Task statement:
Using the material below, work out how many lines contain the word "this". Reply with the number and nothing more.

══════════

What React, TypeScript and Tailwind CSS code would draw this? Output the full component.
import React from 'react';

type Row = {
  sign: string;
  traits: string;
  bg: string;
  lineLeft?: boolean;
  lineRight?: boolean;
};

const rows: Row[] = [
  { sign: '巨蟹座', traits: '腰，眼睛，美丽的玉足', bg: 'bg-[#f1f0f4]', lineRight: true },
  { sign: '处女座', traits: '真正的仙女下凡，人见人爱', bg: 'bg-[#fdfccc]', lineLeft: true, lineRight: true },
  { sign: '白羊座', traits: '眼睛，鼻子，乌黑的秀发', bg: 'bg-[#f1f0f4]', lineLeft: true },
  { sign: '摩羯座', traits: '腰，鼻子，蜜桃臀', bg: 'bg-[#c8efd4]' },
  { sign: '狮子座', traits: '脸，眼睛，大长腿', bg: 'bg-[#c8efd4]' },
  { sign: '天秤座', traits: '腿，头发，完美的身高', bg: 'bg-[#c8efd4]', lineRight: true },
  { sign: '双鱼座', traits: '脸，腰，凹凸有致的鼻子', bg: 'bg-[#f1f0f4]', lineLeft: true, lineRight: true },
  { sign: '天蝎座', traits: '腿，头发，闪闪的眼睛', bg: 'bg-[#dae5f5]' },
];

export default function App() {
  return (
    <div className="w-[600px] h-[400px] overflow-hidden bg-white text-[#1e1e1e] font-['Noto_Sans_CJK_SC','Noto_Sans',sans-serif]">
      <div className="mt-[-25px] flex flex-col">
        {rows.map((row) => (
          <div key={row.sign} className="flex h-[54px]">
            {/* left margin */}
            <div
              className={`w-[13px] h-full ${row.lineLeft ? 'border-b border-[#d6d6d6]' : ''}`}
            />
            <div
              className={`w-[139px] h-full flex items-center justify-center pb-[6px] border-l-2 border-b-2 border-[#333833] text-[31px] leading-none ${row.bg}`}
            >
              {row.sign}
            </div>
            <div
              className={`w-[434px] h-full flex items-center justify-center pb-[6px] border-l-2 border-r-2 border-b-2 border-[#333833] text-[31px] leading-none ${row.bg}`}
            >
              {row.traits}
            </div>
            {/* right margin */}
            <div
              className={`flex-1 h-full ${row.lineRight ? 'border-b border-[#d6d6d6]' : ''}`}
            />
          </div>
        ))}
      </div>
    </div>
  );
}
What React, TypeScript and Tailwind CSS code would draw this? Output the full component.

══════════

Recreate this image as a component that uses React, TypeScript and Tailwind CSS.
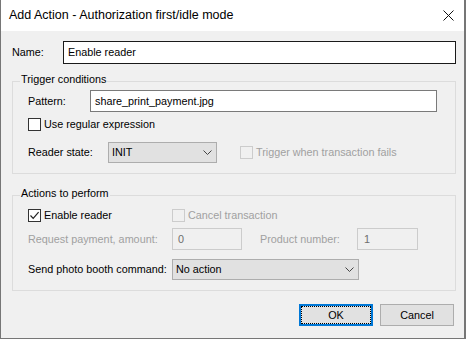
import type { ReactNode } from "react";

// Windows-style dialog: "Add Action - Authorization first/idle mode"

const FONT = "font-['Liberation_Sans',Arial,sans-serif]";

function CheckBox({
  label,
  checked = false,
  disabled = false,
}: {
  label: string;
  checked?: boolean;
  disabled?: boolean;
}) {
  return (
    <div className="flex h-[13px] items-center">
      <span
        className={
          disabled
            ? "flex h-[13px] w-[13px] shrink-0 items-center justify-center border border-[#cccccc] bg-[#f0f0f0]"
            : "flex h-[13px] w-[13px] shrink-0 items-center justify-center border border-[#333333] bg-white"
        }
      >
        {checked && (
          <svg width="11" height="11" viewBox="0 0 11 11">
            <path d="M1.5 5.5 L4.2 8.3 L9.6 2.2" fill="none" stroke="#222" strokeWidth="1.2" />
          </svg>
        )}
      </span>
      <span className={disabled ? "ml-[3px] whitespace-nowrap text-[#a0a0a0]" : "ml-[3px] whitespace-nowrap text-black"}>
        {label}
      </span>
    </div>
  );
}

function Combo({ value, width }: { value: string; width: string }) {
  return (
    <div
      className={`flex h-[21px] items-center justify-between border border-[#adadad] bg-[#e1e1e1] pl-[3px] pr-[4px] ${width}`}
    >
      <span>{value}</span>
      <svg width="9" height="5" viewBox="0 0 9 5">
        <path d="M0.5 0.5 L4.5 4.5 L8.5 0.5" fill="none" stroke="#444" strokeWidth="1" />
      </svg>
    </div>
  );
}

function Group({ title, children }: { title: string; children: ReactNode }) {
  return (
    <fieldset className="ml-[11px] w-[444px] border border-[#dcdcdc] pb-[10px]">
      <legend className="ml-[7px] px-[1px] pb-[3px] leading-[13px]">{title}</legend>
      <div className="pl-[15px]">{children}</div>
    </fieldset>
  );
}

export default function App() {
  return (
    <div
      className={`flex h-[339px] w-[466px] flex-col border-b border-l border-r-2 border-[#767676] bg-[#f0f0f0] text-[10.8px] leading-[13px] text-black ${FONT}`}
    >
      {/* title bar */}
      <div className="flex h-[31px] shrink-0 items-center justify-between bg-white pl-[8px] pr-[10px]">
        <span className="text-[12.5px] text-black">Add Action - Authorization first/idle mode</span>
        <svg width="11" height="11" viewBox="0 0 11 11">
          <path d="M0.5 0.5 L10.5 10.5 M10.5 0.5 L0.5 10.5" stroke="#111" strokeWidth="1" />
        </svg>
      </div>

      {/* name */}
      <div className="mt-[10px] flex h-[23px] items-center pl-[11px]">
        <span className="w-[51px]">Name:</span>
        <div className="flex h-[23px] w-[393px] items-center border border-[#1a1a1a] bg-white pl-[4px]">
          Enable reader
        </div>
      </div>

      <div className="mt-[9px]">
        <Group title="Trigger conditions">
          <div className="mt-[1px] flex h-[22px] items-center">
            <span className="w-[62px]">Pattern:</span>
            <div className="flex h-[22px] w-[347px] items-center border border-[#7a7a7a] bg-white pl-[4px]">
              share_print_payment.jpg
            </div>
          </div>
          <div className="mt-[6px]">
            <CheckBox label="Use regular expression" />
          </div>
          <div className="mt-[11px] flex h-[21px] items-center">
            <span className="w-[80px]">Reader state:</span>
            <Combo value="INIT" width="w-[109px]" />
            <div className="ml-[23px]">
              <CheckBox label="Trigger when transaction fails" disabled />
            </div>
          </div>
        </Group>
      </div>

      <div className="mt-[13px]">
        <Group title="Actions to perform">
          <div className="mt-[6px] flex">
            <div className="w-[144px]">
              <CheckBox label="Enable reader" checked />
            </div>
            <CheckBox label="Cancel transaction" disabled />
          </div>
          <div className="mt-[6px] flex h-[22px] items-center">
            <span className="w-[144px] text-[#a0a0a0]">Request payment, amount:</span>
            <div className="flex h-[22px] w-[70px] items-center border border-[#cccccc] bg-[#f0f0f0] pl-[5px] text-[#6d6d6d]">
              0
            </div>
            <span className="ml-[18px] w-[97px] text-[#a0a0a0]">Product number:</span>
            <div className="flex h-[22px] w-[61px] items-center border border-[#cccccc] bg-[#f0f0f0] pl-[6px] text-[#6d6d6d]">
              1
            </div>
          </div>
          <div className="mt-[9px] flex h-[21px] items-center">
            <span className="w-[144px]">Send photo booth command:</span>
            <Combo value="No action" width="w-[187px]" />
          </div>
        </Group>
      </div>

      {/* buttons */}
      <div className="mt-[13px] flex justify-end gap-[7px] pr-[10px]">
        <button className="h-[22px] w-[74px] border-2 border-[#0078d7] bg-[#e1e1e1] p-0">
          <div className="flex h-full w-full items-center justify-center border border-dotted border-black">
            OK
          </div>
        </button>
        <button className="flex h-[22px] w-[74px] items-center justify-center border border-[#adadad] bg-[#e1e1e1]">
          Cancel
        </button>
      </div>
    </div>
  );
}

══════════

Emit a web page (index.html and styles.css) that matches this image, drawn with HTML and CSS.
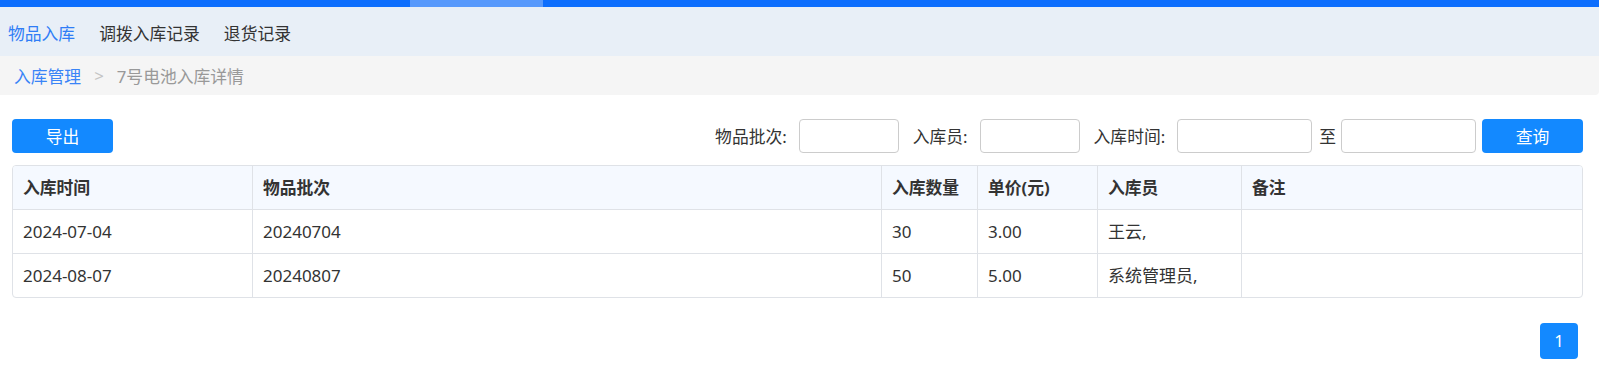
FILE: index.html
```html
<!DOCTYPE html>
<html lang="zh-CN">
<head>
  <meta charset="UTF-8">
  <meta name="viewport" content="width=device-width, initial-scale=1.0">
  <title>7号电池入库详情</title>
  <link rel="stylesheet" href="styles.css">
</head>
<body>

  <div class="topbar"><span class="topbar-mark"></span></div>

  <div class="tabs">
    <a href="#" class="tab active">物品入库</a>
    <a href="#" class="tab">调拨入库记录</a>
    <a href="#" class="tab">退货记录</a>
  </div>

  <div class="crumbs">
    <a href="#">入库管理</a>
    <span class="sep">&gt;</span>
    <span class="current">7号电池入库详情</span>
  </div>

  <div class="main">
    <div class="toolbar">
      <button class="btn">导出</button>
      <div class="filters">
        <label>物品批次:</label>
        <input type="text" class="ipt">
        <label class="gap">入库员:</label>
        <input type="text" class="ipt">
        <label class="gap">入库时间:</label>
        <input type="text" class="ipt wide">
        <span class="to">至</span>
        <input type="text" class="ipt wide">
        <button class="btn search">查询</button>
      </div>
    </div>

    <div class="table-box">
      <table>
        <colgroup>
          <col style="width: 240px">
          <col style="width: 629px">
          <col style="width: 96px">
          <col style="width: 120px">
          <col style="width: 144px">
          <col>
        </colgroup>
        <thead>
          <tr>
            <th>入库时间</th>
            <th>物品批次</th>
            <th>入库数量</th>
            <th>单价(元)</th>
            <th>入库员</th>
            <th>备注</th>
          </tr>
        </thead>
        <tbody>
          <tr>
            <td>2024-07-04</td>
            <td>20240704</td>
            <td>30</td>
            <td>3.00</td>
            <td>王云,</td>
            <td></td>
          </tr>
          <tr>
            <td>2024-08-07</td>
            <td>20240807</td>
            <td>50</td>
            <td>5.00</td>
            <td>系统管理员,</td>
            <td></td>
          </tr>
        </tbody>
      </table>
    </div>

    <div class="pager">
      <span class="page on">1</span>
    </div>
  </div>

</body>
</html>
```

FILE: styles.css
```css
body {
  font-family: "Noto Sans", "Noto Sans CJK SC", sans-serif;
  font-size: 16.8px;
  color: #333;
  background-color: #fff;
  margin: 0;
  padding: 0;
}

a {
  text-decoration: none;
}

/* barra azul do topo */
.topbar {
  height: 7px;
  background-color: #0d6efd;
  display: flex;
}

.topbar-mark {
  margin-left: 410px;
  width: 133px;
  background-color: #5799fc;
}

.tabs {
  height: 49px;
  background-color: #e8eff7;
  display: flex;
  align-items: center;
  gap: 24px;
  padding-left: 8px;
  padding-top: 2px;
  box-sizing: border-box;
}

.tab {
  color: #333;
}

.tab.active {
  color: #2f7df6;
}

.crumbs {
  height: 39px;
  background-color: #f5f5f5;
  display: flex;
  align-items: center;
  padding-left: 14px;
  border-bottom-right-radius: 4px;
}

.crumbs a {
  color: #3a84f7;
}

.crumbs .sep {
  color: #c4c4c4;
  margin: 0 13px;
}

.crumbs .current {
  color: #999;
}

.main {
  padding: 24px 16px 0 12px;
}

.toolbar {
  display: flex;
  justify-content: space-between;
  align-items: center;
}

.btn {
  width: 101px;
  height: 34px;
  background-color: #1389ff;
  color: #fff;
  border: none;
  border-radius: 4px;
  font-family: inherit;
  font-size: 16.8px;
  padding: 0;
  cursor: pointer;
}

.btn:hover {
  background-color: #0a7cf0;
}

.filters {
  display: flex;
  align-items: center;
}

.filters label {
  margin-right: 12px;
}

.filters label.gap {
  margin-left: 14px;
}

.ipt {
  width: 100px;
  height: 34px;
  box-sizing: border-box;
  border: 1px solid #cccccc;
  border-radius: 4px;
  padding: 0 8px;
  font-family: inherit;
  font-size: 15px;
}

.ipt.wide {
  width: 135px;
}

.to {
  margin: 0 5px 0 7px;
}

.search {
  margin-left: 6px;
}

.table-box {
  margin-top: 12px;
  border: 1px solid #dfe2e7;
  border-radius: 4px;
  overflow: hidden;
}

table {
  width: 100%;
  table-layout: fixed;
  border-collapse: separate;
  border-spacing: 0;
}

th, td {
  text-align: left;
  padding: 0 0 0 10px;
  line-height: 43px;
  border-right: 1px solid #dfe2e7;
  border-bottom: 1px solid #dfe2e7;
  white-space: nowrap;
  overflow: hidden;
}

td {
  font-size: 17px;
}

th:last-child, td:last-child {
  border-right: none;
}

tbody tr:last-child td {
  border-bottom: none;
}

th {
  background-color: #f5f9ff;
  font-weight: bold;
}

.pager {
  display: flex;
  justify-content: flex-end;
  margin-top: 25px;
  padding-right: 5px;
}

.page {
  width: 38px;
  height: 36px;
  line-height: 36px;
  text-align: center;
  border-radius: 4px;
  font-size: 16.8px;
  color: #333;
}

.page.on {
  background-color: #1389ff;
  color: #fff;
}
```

══════════

Written solution:
4